Additional Information:

Frenchie, 16 Henrietta St.; 44-207-836-4422; frenchiecoventgarden.com. An average dinner for two, without drinks and tip, is 86 pounds ($113); the five-course tasting menu is 55 pounds. A 12.5 percent tip, marked "optional," is added to the bill.

There is no shortage of expat restaurants in the busy Covent Garden area of London; the original outlets of most, like Orso and Balthazar, call New York home. A newer import from France is a branch of Frenchie, one of the trendsetters of Parisian bistronomy. But despite its name, Frenchie’s accent is as British as it is French.

“Frenchie was my nickname when I worked in London for Jamie Oliver, just after I got out of cooking school,” said Gregory Marchand, the chef and owner. “I spent my 20s in London, and it left a huge impact. It’s a city I love.” Now 38, he is more seasoned, and seven years after planting his flag on a back street in Paris, he has returned.

The space, which opened in February, is a deep rectangle, done mostly in subdued gray and pewter lit with white. A bar stretches toward the rear opposite a line of bare tables set against banquettes and chairs. A downstairs room, squarish, faces the bustling open kitchen. There, Marchand has inaugurated tasting menus in the evening.

The menu betrays little in the way of French roots: bacon scones, Cornish crab with Jerusalem artichokes and lemon, Cornish turbot, Lincolnshire guinea fowl and Yorkshire rhubarb with Brillat-Savarin cheese. In a playful twist, the cheeses in Paris are English (from Neal’s Yard Dairy, where Marchand also once worked), and the London menu features those from France. (The borders are staying open here, Brexit or not.)

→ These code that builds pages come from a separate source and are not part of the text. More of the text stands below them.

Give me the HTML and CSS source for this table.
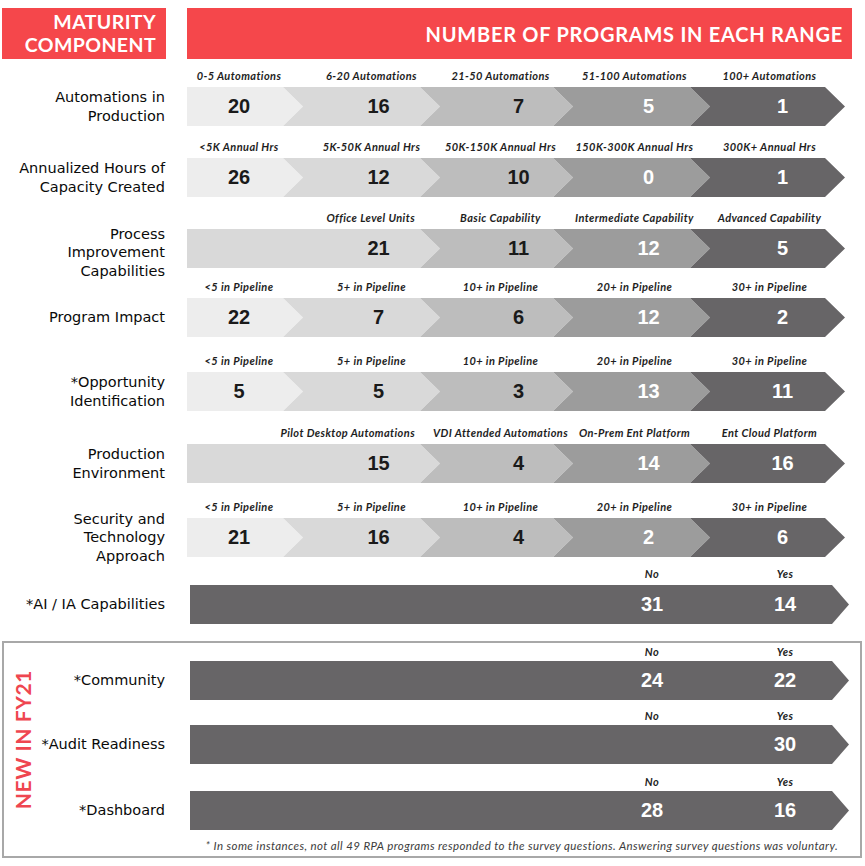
FILE: index.html
```html
<!DOCTYPE html>
<html lang="en">
<head>
<meta charset="utf-8">
<title>Number of programs in each range</title>
<link rel="stylesheet" href="styles.css">
</head>
<body>
<main class="page">
  <header class="head">
    <div class="head-left">MATURITY<br>COMPONENT</div>
    <div class="head-right">NUMBER OF PROGRAMS IN EACH RANGE</div>
  </header>

  <section class="row first">
    <div class="lbl"><span>Automations in<br>Production</span></div>
    <div class="chart">
      <div class="legend"><span class="s1">0-5 Automations</span><span class="s2">6-20 Automations</span><span class="s3">21-50 Automations</span><span class="s4">51-100 Automations</span><span class="s5">100+ Automations</span></div>
      <div class="bar"><div class="seg s1 c1">20</div><div class="seg s2 c2">16</div><div class="seg s3 c3">7</div><div class="seg s4 c4">5</div><div class="seg s5 c5">1</div></div>
    </div>
  </section>

  <section class="row">
    <div class="lbl"><span>Annualized Hours of<br>Capacity Created</span></div>
    <div class="chart">
      <div class="legend"><span class="s1">&lt;5K Annual Hrs</span><span class="s2">5K-50K Annual Hrs</span><span class="s3">50K-150K Annual Hrs</span><span class="s4">150K-300K Annual Hrs</span><span class="s5">300K+ Annual Hrs</span></div>
      <div class="bar"><div class="seg s1 c1">26</div><div class="seg s2 c2">12</div><div class="seg s3 c3">10</div><div class="seg s4 c4">0</div><div class="seg s5 c5">1</div></div>
    </div>
  </section>

  <section class="row">
    <div class="lbl low"><span>Process<br>Improvement<br>Capabilities</span></div>
    <div class="chart">
      <div class="legend"><span class="sw">Office Level Units</span><span class="s3">Basic Capability</span><span class="s4">Intermediate Capability</span><span class="s5">Advanced Capability</span></div>
      <div class="bar"><div class="seg sw c2">21</div><div class="seg s3 c3">11</div><div class="seg s4 c4">12</div><div class="seg s5 c5">5</div></div>
    </div>
  </section>

  <section class="row mt-12">
    <div class="lbl"><span>Program Impact</span></div>
    <div class="chart">
      <div class="legend"><span class="s1">&lt;5 in Pipeline</span><span class="s2">5+ in Pipeline</span><span class="s3">10+ in Pipeline</span><span class="s4">20+ in Pipeline</span><span class="s5">30+ in Pipeline</span></div>
      <div class="bar"><div class="seg s1 c1">22</div><div class="seg s2 c2">7</div><div class="seg s3 c3">6</div><div class="seg s4 c4">12</div><div class="seg s5 c5">2</div></div>
    </div>
  </section>

  <section class="row mt-17">
    <div class="lbl"><span>*Opportunity<br>Identification</span></div>
    <div class="chart">
      <div class="legend"><span class="s1">&lt;5 in Pipeline</span><span class="s2">5+ in Pipeline</span><span class="s3">10+ in Pipeline</span><span class="s4">20+ in Pipeline</span><span class="s5">30+ in Pipeline</span></div>
      <div class="bar"><div class="seg s1 c1">5</div><div class="seg s2 c2">5</div><div class="seg s3 c3">3</div><div class="seg s4 c4">13</div><div class="seg s5 c5">11</div></div>
    </div>
  </section>

  <section class="row mt-15">
    <div class="lbl"><span>Production<br>Environment</span></div>
    <div class="chart">
      <div class="legend"><span class="sw">Pilot Desktop Automations</span><span class="s3">VDI Attended Automations</span><span class="s4">On-Prem Ent Platform</span><span class="s5">Ent Cloud Platform</span></div>
      <div class="bar"><div class="seg sw c2">15</div><div class="seg s3 c3">4</div><div class="seg s4 c4">14</div><div class="seg s5 c5">16</div></div>
    </div>
  </section>

  <section class="row mt-17">
    <div class="lbl"><span>Security and<br>Technology<br>Approach</span></div>
    <div class="chart">
      <div class="legend"><span class="s1">&lt;5 in Pipeline</span><span class="s2">5+ in Pipeline</span><span class="s3">10+ in Pipeline</span><span class="s4">20+ in Pipeline</span><span class="s5">30+ in Pipeline</span></div>
      <div class="bar"><div class="seg s1 c1">21</div><div class="seg s2 c2">16</div><div class="seg s3 c3">4</div><div class="seg s4 c4">2</div><div class="seg s5 c5">6</div></div>
    </div>
  </section>

  <section class="row mt-10">
    <div class="lbl"><span>*AI / IA Capabilities</span></div>
    <div class="chart shift">
      <div class="bin-legend"><span>No</span><span>Yes</span></div>
      <div class="bin-bar"><span>31</span><span>14</span></div>
    </div>
  </section>

  <section class="fy-box">
    <div class="fy-tag"><span>NEW IN FY21</span></div>
    <div class="fy-rows">
      <div class="row in-box">
        <div class="lbl"><span>*Community</span></div>
        <div class="chart">
          <div class="bin-legend"><span>No</span><span>Yes</span></div>
          <div class="bin-bar"><span>24</span><span>22</span></div>
        </div>
      </div>
      <div class="row in-box mt-9">
        <div class="lbl"><span>*Audit Readiness</span></div>
        <div class="chart">
          <div class="bin-legend"><span>No</span><span>Yes</span></div>
          <div class="bin-bar"><span></span><span>30</span></div>
        </div>
      </div>
      <div class="row in-box mt-11">
        <div class="lbl"><span>*Dashboard</span></div>
        <div class="chart">
          <div class="bin-legend"><span>No</span><span>Yes</span></div>
          <div class="bin-bar"><span>28</span><span>16</span></div>
        </div>
      </div>
      <p class="note">* In some instances, not all 49 RPA programs responded to the survey questions. Answering survey questions was voluntary.</p>
    </div>
  </section>
</main>
</body>
</html>
```

FILE: styles.css
```css
* { box-sizing: border-box; }

html, body {
  margin: 0;
  padding: 0;
  background: #ffffff;
}

.page {
  width: 865px;
  padding-top: 8px;
  font-family: "Lato", "Liberation Sans", sans-serif;
  color: #1a1a1a;
}

/* ---------- header ---------- */
.head {
  display: grid;
  grid-template-columns: 166px 665px;
  column-gap: 21px;
  height: 51px;
}

.head-left,
.head-right {
  background: #f5474b;
  color: #ffffff;
  font-weight: 700;
  text-align: right;
}

.head-left {
  margin-left: 2px;
  padding-right: 10px;
  padding-top: 2px;
  font-size: 19.5px;
  line-height: 23px;
  letter-spacing: 0.4px;
}

.head-right {
  display: flex;
  align-items: center;
  justify-content: flex-end;
  padding-right: 9px;
  font-size: 20px;
  letter-spacing: 0.75px;
}

/* ---------- rows ---------- */
.row {
  display: grid;
  grid-template-columns: 166px 1fr;
  column-gap: 21px;
  margin-top: 14px;
}

.row.first { margin-top: 10px; }
.mt-9 { margin-top: 9px; }
.mt-10 { margin-top: 10px; }
.mt-11 { margin-top: 11px; }
.mt-12 { margin-top: 12px; }
.mt-15 { margin-top: 15px; }
.mt-17 { margin-top: 17px; }

.lbl {
  height: 57px;
  padding-top: 18px;
  padding-right: 1px;
  display: flex;
  align-items: center;
  justify-content: flex-end;
  text-align: right;
  font-family: "DejaVu Sans", "Lato", sans-serif;
  font-size: 14.5px;
  line-height: 18.5px;
  color: #0a0a0a;
  white-space: nowrap;
}
.lbl.low { padding-top: 26px; }

.chart { display: flex; flex-direction: column; }
.chart.shift { padding-left: 3px; }

/* legend labels above the chevrons */
.legend {
  display: flex;
  height: 14px;
  margin-bottom: 4px;
  font-size: 11px;
  line-height: 14px;
  letter-spacing: 0.4px;
  font-style: italic;
  font-weight: 700;
  color: #1e1e1e;
  white-space: nowrap;
}

.legend span {
  display: block;
  flex: none;
  text-align: center;
  margin-right: -20px;
}
.legend span:last-child { margin-right: 0; }

/* chevron bar */
.bar {
  display: flex;
  height: 39px;
}

.seg {
  flex: none;
  height: 39px;
  margin-right: -20px;
  display: flex;
  align-items: center;
  justify-content: center;
  font-family: "Liberation Sans", Arial, sans-serif;
  font-weight: 700;
  font-size: 20px;
  clip-path: polygon(0 0, calc(100% - 20px) 0, 100% 50%, calc(100% - 20px) 100%, 0 100%, 20px 50%);
}
.seg:last-child { margin-right: 0; }
.seg.s1, .seg.sw {
  clip-path: polygon(0 0, calc(100% - 20px) 0, 100% 50%, calc(100% - 20px) 100%, 0 100%);
}

.s1 { width: 116px; }
.s2 { width: 157px; }
.s3 { width: 153px; }
.s4 { width: 157px; }
.s5 { width: 155px; }
.sw { width: 253px; }

.bar .s1 { padding-right: 12px; }
.bar .s2 { padding-left: 34px; }
.bar .s3 { padding-left: 44px; }
.bar .s4 { padding-left: 34px; }
.bar .s5 { padding-left: 30px; }
.bar .sw { padding-left: 130px; }

.legend .s1 { padding-right: 12px; }
.legend .s2 { padding-left: 20px; }
.legend .s3 { padding-left: 8px; }
.legend .s4 { padding-left: 6px; }
.legend .s5 { padding-left: 4px; }
.legend .sw { text-align: right; padding-right: 25px; }

.c1 { background: #ededed; color: #1a1a1a; }
.c2 { background: #d9d9d9; color: #1a1a1a; }
.c3 { background: #bdbdbd; color: #1a1a1a; }
.c4 { background: #9c9c9c; color: #ffffff; }
.c5 { background: #676567; color: #ffffff; }

/* yes / no rows */
.bin-legend,
.bin-bar {
  width: 659px;
  display: flex;
  justify-content: flex-end;
  gap: 53px;
  padding-right: 24px;
}

.bin-legend {
  height: 14px;
  margin-bottom: 4px;
  font-size: 11px;
  line-height: 14px;
  letter-spacing: 0.4px;
  font-style: italic;
  font-weight: 700;
  color: #1e1e1e;
}

.bin-legend span,
.bin-bar span {
  width: 80px;
  text-align: center;
}

.bin-bar {
  height: 39px;
  align-items: center;
  background: #676567;
  color: #ffffff;
  font-family: "Liberation Sans", Arial, sans-serif;
  font-weight: 700;
  font-size: 20px;
  clip-path: polygon(0 0, calc(100% - 17px) 0, 100% 50%, calc(100% - 17px) 100%, 0 100%);
}

/* ---------- new in FY21 box ---------- */
.fy-box {
  display: flex;
  margin-top: 17px;
  margin-left: 2px;
  width: 860px;
  border: 2px solid #a8a8a8;
}

.fy-tag {
  width: 36px;
  flex: none;
  display: flex;
  align-items: center;
  justify-content: center;
  padding-bottom: 20px;
}

.fy-tag span {
  writing-mode: vertical-rl;
  transform: rotate(180deg);
  color: #ef4650;
  font-weight: 700;
  font-size: 21px;
  letter-spacing: 0.6px;
  white-space: nowrap;
}

.fy-rows {
  flex: 1;
  padding-top: 2px;
}

.row.in-box {
  grid-template-columns: 126px 1fr;
  column-gap: 24px;
}
.row.in-box:first-child { margin-top: 0; }
.row.in-box .lbl {
  height: 55px;
  padding-top: 16px;
}
.row.in-box .bin-legend {
  height: 14px;
  margin-bottom: 2px;
}

.note {
  margin: 9px 0 0;
  padding-right: 22px;
  padding-bottom: 3px;
  text-align: right;
  font-size: 11.5px;
  line-height: 14px;
  letter-spacing: 0.4px;
  font-style: italic;
  color: #3c3c3c;
  white-space: nowrap;
}
```
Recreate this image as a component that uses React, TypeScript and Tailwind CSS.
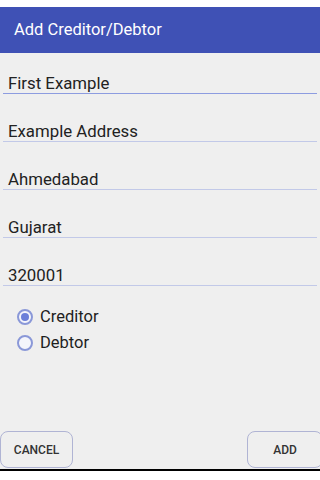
import React from 'react';

const FIELDS = ['First Example', 'Example Address', 'Ahmedabad', 'Gujarat', '320001'];

function Field({ value, first }: { value: string; first?: boolean }) {
  return (
    <div
      className={`mx-[3px] pl-[5px] border-b ${first ? 'mt-[20px] border-[#8d9ce0]' : 'mt-[27px] border-[#c2c9e8]'}`}
    >
      <div className="text-[16.8px] leading-[20px] text-[#222]">{value}</div>
    </div>
  );
}

function Radio({ label, checked }: { label: string; checked?: boolean }) {
  return (
    <div className="flex items-center h-[26px] gap-[7px]">
      <span className="w-[16px] h-[16px] rounded-full border-2 border-[#8a98d8] bg-[#f4f5fb] flex items-center justify-center">
        {checked && <span className="w-[8px] h-[8px] rounded-full bg-[#6b7fd9]" />}
      </span>
      <span className="text-[16.5px] text-[#1e1e1e]">{label}</span>
    </div>
  );
}

export default function App() {
  return (
    <div className="w-[320px] h-[480px] bg-white flex flex-col overflow-hidden" style={{ fontFamily: 'Roboto, "Noto Sans", sans-serif' }}>
      <div className="h-[7px] bg-white" />
      <div className="h-[46px] bg-[#3f51b5] flex items-center pl-[14px]">
        <span className="text-white text-[16.5px]">Add Creditor/Debtor</span>
      </div>
      <div className="h-[416px] bg-[#efefef] flex flex-col">
        {FIELDS.map((v, i) => (
          <Field key={v} value={v} first={i === 0} />
        ))}
        <div className="mt-[18px] pl-[17px] flex flex-col">
          <Radio label="Creditor" checked />
          <Radio label="Debtor" />
        </div>
        <div className="mt-auto flex justify-between pb-[1px]">
          <button className="w-[73px] h-[37px] rounded-[8px] border border-[#b0b4d4] text-[12px] font-medium text-[#333]">
            CANCEL
          </button>
          <button className="w-[76px] h-[37px] rounded-[8px] border border-[#b0b4d4] text-[12px] font-medium text-[#333] -mr-[3px]">
            ADD
          </button>
        </div>
      </div>
      <div className="h-[2px] bg-black" />
      <div className="flex-1 bg-white" />
    </div>
  );
}
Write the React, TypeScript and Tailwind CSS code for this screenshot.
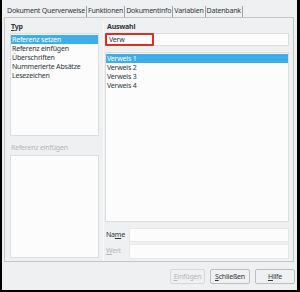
import React from "react"

const font = { fontFamily: '"Noto Sans", "DejaVu Sans", sans-serif' }

const tabs = ["Dokument Querverweise", "Funktionen", "Dokumentinfo", "Variablen", "Datenbank"]
const types = ["Referenz setzen", "Referenz einfügen", "Überschriften", "Nummerierte Absätze", "Lesezeichen"]
const refs = ["Verweis 1", "Verweis 2", "Verweis 3", "Verweis 4"]

const ListItem = ({ label, selected }: { label: string; selected?: boolean }) => (
    <div
        className={`h-[9px] leading-[9px] px-[1px] whitespace-nowrap ${selected ? "bg-[#3daee9] text-white" : "text-[#31363b]"}`}
    >
        {label}
    </div>
)

export default function App() {
    return (
        <div
            style={font}
            className="w-[300px] h-[292px] bg-[#eff0f1] border-l-2 border-r-[3px] border-b-2 border-black flex flex-col text-[7px] tracking-[-0.2px] text-[#31363b]"
        >
            {/* tab bar */}
            <div className="flex items-end h-[17px] pl-[4px] pt-[6px]">
                {tabs.map((t, i) => (
                    <div
                        key={t}
                        className={`h-[11px] leading-[10px] px-[1px] border-r border-[#9fa1a3] ${i === 0 ? "bg-[#eff0f1]" : ""}`}
                    >
                        {t}
                    </div>
                ))}
            </div>

            {/* panel */}
            <div className="ml-[2px] mr-[3px] h-[245px] border border-[#c3c5c6] bg-[#eff0f1] flex pl-[5px] pr-[4px] pt-[4px]">
                <div className="w-[89px] flex flex-col">
                    <div className="h-[11px] leading-[9px] font-bold pl-[1px]">
                        <span className="underline">T</span>yp
                    </div>
                    <div className="h-[103px] bg-[#fcfcfc] border border-[#dcdddd] pt-[1px]">
                        {types.map((t, i) => (
                            <ListItem key={t} label={t} selected={i === 0} />
                        ))}
                    </div>
                    <div className="h-[19px] leading-[23px] text-[#b4b6b7] pl-[1px]">Referenz einfügen</div>
                    <div className="h-[103px] bg-[#fcfcfc] border border-[#dcdddd]"></div>
                </div>

                <div className="ml-[4px] mr-[1px] w-px bg-[#f8f9f9]"></div>

                <div className="flex-1 flex flex-col">
                    <div className="h-[11px] leading-[9px] font-bold pl-[2px]">Auswahl</div>
                    <div className="relative h-[13px] bg-[#fcfcfc] border border-[#dcdddd]">
                        <div className="pl-[3px] leading-[11px]">Verw</div>
                        <div className="absolute left-[-1px] top-[-1px] w-[49px] h-[13px] border-2 border-[#d9302c] rounded-[1px]"></div>
                    </div>
                    <div className="h-[6px]"></div>
                    <div className="h-[170px] bg-[#fcfcfc] border border-[#dcdddd] pt-[1px]">
                        {refs.map((r, i) => (
                            <ListItem key={r} label={r} selected={i === 0} />
                        ))}
                    </div>
                    <div className="h-[6px]"></div>
                    <div className="flex items-center h-[14px]">
                        <div className="w-[24px] pl-[1px]">
                            Na<span className="underline">m</span>e
                        </div>
                        <div className="flex-1 h-[14px] bg-[#fcfcfc] border border-[#e6e7e7]"></div>
                    </div>
                    <div className="h-[2px]"></div>
                    <div className="flex items-center h-[15px]">
                        <div className="w-[24px] pl-[1px] text-[#b4b6b7]">
                            <span className="underline">W</span>ert
                        </div>
                        <div className="flex-1 h-[15px] bg-[#fcfcfc] border border-[#e6e7e7]"></div>
                    </div>
                </div>
            </div>

            {/* footer buttons */}
            <div className="flex justify-end items-start gap-[5px] pr-[2px] pt-[7px] flex-1">
                <button className="w-[35px] h-[15px] border border-[#d5d7d8] bg-[#eff0f1] text-[#b4b6b7] rounded-[2px] text-[7px] leading-[13px]">
                    <span className="underline">E</span>infügen
                </button>
                <button className="w-[40px] h-[15px] border border-[#bcbebf] bg-[#eff0f1] text-[#31363b] rounded-[2px] text-[7px] leading-[13px]">
                    <span className="underline">S</span>chließen
                </button>
                <button className="w-[40px] h-[15px] border border-[#bcbebf] bg-[#eff0f1] text-[#31363b] rounded-[2px] text-[7px] leading-[13px]">
                    <span className="underline">H</span>ilfe
                </button>
            </div>
        </div>
    )
}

There’s an extra charge for crusty whole-grain bread that’s not made in-house but worth having alongside the porky slab of Huntsham Court Farm terrine with piccalilli. (The highlighted farm, in Herefordshire, specializes in rare breeds.) A tangle of grilled baby leeks strewn with crispy shallots was another satisfying starter.

Charred blocks of moist boneless short rib are set over creamy mashed potatoes, with a swath of green garlic like a scarf. And dusky olives, espelette pepper and lemon confit swagger among broad golden ribbons of pappardelle with rabbit ragu. A signature dessert called banoffee combines banana, coffee and chocolate in an opulent custard dome flecked with nutmeg.

Frenchness is in play via precise techniques and well-defined flavors, not haughty service.